Venue
Stedelijk Museum
Location

The drawing topologies exhibition is both an investigation into the different areas of drawing and a means to purchase work for the Stedelijk’s permanent collection. There are two reasons why I found this exhibition pertinent; the division of drawing into five distinct topologies and what contemporary Netherlands based artists are doing with and within drawing.

The Stedelijk had dedicated a large amount of space to this exhibition, allowing the works space to breathe and their labels were unobtrusive. This exhibition enabled you to get an idea of the artists practice as apposed to a collection of various drawings selected on face value. Drawing was not restricted to works on paper but including many other media. The five topologies gave the exhibition a critical framing to the work and guided reflection on the movements within contemporary drawing.

The topologies were; laboratory, representational, as drawn (meaning to draw out of yourself), narrative, and drawing as the capturing of time.

Some works clearly didn’t fit into their topology. There was no category for drawing as a way of documenting. Drawing as time capsule’ could include drawing used to document, but other works such as Marc Nagtzaam’s meticulously copied computer print outs were better suited to drawing to contain and expand time. Work where the labour of making is condensed within the reading of the image. Many of the ‘representational’ drawings were more suited to the ‘narrative’ section. Marijn van Kreij work in the ‘Drawing as Drawn’ section was dealing with issues of representation, though I found his work fascinating partly because I found it difficult to truly get inside and categorise.

The five toponyms are a helpful start to the break down of differing approaches to drawing. Drawing in relation to space seemed to there but not acknowledged. Justin Bennett’s drawing of a large room displayed with an accompanying audio of the sound of the drawing being made, but the size of the space was drawn twice with the line and the sound of the line through the echo of the drawn line within the space, was in the laboratory section but was clearly dealing with space.
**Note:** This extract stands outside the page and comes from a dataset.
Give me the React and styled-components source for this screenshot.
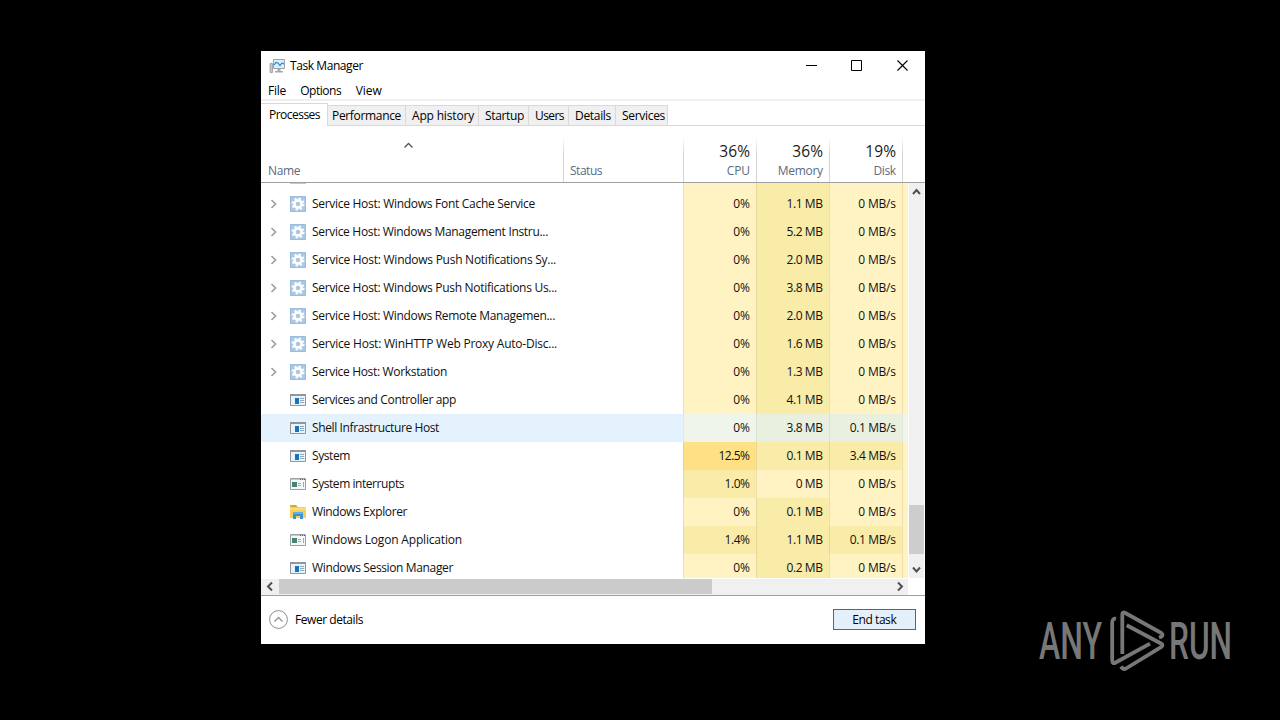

Another area that is currently relevant that is of ‘ground’ where artists are through drawing transforming the nature of the ground: in the case of Amalia Pica’s ‘Island’ she drew a tropical island in the snow. The snow became the white page and the tropical island and the sea. I want to see an exhibition exploring how drawing is used to change, drawing of action and critique. An exhibition engaging in a critical investigation into the relationship between the act of drawing and what it does to the ground.

Drawing Topologies is a fantastic show case of contemporary drawing.